• Pain Scales in the ED: Can They Predict Admission for Abdominal Pain?

      Johnson, Annelyssa; The University of Arizona College of Medicine - Phoenix; Sarko, John; Smith, Ed (The University of Arizona., 2013-03)
      OBJECTIVES and HYPOTHESIS: The purpose of this project was to assess whether pain scales have an association with the disposition of adult emergency department patients with abdominal pain. It is hypothesized that higher pain scores are associated with a greater likelihood of admission. METHODS: One hundred forty-nine patients (63 admitted and 86 discharged) 18 years and older who were evaluated for abdominal pain in the emergency department (ED) at Maricopa Medical Center were identified retrospectively through a case-control chart review.

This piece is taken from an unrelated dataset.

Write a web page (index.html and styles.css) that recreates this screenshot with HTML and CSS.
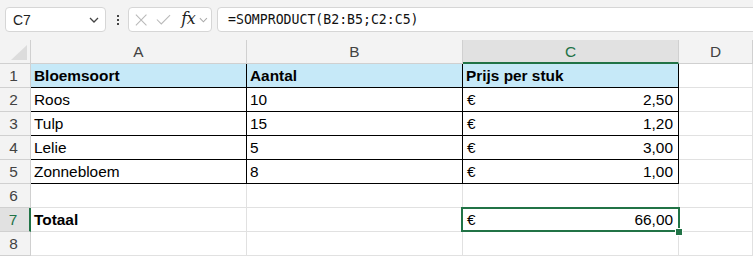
FILE: index.html
```html
<!DOCTYPE html>
<html>
	<head>
		<meta charset="utf-8">
		<title>Bloemen</title>
		<link rel="stylesheet" href="styles.css">
	</head>
	<body>
		<div class="toolbar">
			<div class="namebox">
				<span>C7</span>
				<svg width="10" height="6" viewBox="0 0 10 6"><path d="M1 1l4 4 4-4" fill="none" stroke="#444" stroke-width="1.3"/></svg>
			</div>
			<div class="more"><i></i><i></i><i></i></div>
			<div class="fxbtns">
				<svg class="ic" width="14" height="14" viewBox="0 0 14 14"><path d="M1 1l12 12M13 1L1 13" fill="none" stroke="#b9b9b9" stroke-width="1.2"/></svg>
				<svg class="ic" width="17" height="11" viewBox="0 0 17 11"><path d="M1 5.5l5 5L16 0.5" fill="none" stroke="#b9b9b9" stroke-width="1.2"/></svg>
				<span class="fx">fx</span>
				<svg width="10" height="6" viewBox="0 0 10 6"><path d="M1 1l4 4 4-4" fill="none" stroke="#aaa" stroke-width="1.2"/></svg>
			</div>
			<div class="formula">=SOMPRODUCT(B2:B5;C2:C5)</div>
		</div>

		<div class="sheet">
			<div class="corner"></div>
			<div class="hdr">A</div>
			<div class="hdr">B</div>
			<div class="hdr sel">C</div>
			<div class="hdr">D</div>

			<div class="rh">1</div>
			<div class="c b head">Bloemsoort</div>
			<div class="c b head">Aantal</div>
			<div class="c b head">Prijs per stuk</div>
			<div class="c"></div>

			<div class="rh">2</div>
			<div class="c b">Roos</div>
			<div class="c b">10</div>
			<div class="c b eur"><span>€</span><span>2,50</span></div>
			<div class="c"></div>

			<div class="rh">3</div>
			<div class="c b">Tulp</div>
			<div class="c b">15</div>
			<div class="c b eur"><span>€</span><span>1,20</span></div>
			<div class="c"></div>

			<div class="rh">4</div>
			<div class="c b">Lelie</div>
			<div class="c b">5</div>
			<div class="c b eur"><span>€</span><span>3,00</span></div>
			<div class="c"></div>

			<div class="rh">5</div>
			<div class="c b">Zonnebloem</div>
			<div class="c b">8</div>
			<div class="c b eur"><span>€</span><span>1,00</span></div>
			<div class="c"></div>

			<div class="rh">6</div>
			<div class="c"></div>
			<div class="c"></div>
			<div class="c"></div>
			<div class="c"></div>

			<div class="rh sel">7</div>
			<div class="c bold">Totaal</div>
			<div class="c"></div>
			<div class="c eur active"><span>€</span><span>66,00</span></div>
			<div class="c"></div>

			<div class="rh">8</div>
			<div class="c"></div>
			<div class="c"></div>
			<div class="c"></div>
			<div class="c"></div>
		</div>
	</body>
</html>
```

FILE: styles.css
```css
* {
	margin: 0;
	padding: 0;
	box-sizing: border-box;
}

body {
	background: #f3f3f3;
	font-family: "Liberation Sans", Arial, sans-serif;
	color: #000;
	overflow: hidden;
}

/* formula bar */
.toolbar {
	display: flex;
	align-items: center;
	height: 40px;
	padding: 7px 0 8px 5px;
}

.namebox {
	display: flex;
	align-items: center;
	justify-content: space-between;
	width: 101px;
	height: 25px;
	padding: 0 6px 0 7px;
	background: #fff;
	border: 1px solid #d6d6d6;
	border-radius: 4px;
	font-size: 14px;
	color: #222;
}

.more {
	display: flex;
	flex-direction: column;
	gap: 2px;
	margin: 0 9px 0 11px;
}

.more i {
	display: block;
	width: 2px;
	height: 2px;
	background: #444;
}

.fxbtns {
	display: flex;
	align-items: center;
	width: 84px;
	height: 25px;
	padding: 0 3px 0 6px;
	background: #fff;
	border: 1px solid #d6d6d6;
	border-radius: 4px;
}

.fxbtns .ic {
	margin-right: 9px;
}

.fx {
	font-family: "DejaVu Serif", "Liberation Serif", serif;
	font-style: italic;
	font-size: 16px;
	color: #222;
	margin: -3px 4px 0 1px;
	letter-spacing: -0.5px;
}

.formula {
	flex: 1;
	height: 25px;
	margin-left: 5px;
	margin-right: -6px;
	padding-left: 10px;
	background: #fff;
	border: 1px solid #d6d6d6;
	border-radius: 4px;
	font-family: "DejaVu Sans Mono", monospace;
	font-size: 13.2px;
	line-height: 23px;
	color: #111;
}

/* grid */
.sheet {
	display: grid;
	grid-template-columns: 31px 216px 216px 216px 1fr;
	grid-auto-rows: 24px;
	background: #fff;
	font-size: 15.4px;
}

.corner,
.hdr,
.rh {
	background: #f3f3f3;
	color: #424242;
	border-right: 1px solid #d0d0d0;
	border-bottom: 1px solid #d0d0d0;
	text-align: center;
	line-height: 23px;
}

.corner {
	position: relative;
}

.corner::after {
	content: "";
	position: absolute;
	right: 3px;
	bottom: 3px;
	border-style: solid;
	border-width: 0 0 15px 16px;
	border-color: transparent transparent #dcdcdc transparent;
}

.hdr.sel {
	background: #e1e1e1;
	color: #217346;
	border-bottom: 2px solid #217346;
}

.rh.sel {
	background: #e1e1e1;
	color: #217346;
	border-right: 2px solid #217346;
}

.rh {
	padding-right: 3px;
}

.c {
	border-right: 1px solid #e1e1e1;
	border-bottom: 1px solid #e1e1e1;
	padding: 0 4px 0 3px;
	line-height: 23px;
	white-space: nowrap;
	overflow: hidden;
}

.c.b {
	border-right-color: #000;
	border-bottom-color: #000;
}

.head {
	background: #c6e9f8;
	font-weight: bold;
}

.bold {
	font-weight: bold;
}

.eur {
	display: flex;
	justify-content: space-between;
	padding: 0 5px 0 4px;
}

.c.active {
	position: relative;
	overflow: visible;
}

.c.active::before {
	content: "";
	position: absolute;
	left: -2px;
	top: -1px;
	right: -2px;
	bottom: -1px;
	border: 2px solid #217346;
}

.c.active::after {
	content: "";
	position: absolute;
	right: -5px;
	bottom: -5px;
	width: 6px;
	height: 6px;
	background: #217346;
	border: 1px solid #fff;
	box-sizing: content-box;
}
```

Demographic variables were compared to assess pain in different groups. Receiver operating characteristics curves (ROC) were created for initial, final, and change in pain scores. Logistic regression was performed to assess the interaction of the prespecified variables initial pain, presence of comorbidities, duration of pain, patient temperature, white blood cell count, and age. RESULTS: In an unadjusted analysis, patients with a higher initial pain score were admitted more often. There was no difference in final or change in pain score and disposition. Men had higher initial pain scores but women were more often admitted. No difference was found between races in pain scores. Patients with surgical diagnoses were admitted more often, and those with nonspecific or OB/GYN-related diagnoses were more often discharged. Patients were less likely to be admitted if imaging was not done. In an adjusted analysis, age was the only variable associated with an increased chance of admission, with an odds ratio of 1.048 (95% confidence interval 1.016-1.082) for each one-year increase. The initial pain score was not associated with admission in the adjusted analysis (odds ratio 1.095 (95% confidence interval 0.943-1.272)).